§ **AVAILABLE RECORDS**:

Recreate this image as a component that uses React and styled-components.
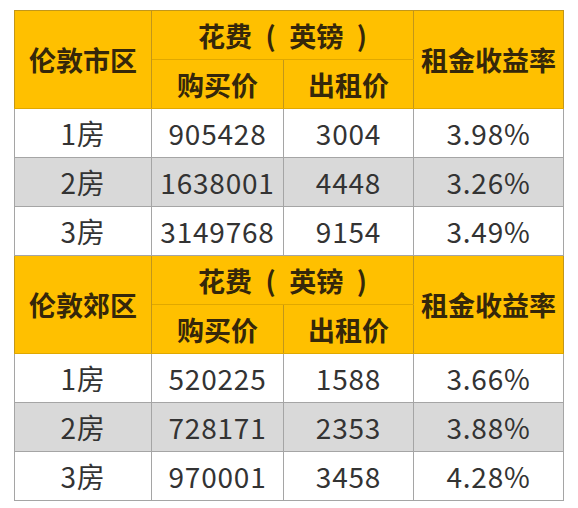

---

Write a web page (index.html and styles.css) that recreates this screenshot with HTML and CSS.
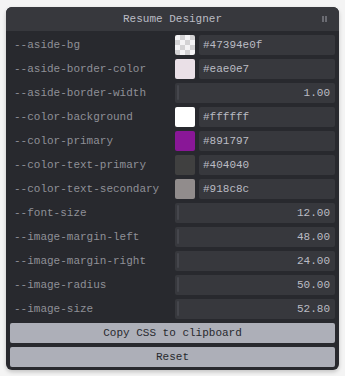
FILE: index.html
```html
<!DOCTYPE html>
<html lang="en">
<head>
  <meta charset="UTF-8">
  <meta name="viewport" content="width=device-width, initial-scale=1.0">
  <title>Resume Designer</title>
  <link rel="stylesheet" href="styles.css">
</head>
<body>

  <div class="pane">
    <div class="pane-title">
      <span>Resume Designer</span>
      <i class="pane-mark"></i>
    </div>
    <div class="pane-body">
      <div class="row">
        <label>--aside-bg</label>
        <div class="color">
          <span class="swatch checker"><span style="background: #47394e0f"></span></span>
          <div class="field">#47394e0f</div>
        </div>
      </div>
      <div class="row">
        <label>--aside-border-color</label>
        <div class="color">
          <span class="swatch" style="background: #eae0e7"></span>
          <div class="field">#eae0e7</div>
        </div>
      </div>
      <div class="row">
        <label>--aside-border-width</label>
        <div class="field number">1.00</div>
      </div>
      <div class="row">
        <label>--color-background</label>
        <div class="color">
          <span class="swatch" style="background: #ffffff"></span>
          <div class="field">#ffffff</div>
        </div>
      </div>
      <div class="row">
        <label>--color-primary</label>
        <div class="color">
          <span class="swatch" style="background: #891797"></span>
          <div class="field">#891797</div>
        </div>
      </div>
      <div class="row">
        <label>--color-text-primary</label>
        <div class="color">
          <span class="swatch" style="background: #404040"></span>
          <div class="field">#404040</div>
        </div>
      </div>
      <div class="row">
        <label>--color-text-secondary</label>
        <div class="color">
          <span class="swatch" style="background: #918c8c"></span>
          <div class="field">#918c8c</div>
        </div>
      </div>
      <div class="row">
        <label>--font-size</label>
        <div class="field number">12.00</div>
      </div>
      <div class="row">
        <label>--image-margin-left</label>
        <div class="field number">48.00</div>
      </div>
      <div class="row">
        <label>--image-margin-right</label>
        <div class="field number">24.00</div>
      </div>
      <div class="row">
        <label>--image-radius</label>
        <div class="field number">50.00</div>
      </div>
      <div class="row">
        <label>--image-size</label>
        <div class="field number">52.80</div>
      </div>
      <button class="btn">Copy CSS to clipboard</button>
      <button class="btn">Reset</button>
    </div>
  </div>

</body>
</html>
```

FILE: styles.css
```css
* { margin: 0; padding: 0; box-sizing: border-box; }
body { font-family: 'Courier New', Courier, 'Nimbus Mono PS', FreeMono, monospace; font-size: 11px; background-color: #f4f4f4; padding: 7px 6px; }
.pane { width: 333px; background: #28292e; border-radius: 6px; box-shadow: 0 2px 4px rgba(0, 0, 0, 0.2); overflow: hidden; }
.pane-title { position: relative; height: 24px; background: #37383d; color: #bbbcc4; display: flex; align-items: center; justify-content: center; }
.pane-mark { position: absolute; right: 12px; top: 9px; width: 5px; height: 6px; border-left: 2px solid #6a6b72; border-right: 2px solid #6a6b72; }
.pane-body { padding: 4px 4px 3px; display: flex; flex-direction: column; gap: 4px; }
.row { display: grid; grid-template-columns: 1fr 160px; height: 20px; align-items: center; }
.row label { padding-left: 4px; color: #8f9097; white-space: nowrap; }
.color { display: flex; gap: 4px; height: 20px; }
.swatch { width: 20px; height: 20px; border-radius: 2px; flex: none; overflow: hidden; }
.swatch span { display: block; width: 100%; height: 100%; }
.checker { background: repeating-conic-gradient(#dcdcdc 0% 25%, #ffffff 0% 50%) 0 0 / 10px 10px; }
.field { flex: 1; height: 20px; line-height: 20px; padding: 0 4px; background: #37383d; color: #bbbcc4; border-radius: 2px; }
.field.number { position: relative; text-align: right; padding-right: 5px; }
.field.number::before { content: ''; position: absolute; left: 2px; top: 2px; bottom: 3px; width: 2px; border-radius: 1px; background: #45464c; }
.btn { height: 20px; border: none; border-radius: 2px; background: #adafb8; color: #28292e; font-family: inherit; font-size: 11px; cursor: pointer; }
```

§ **YOUR OBJECTIVE**:
Count each line of the data where the word "image" appears, then reply with the total only.

§ **FINAL RESULT**:
5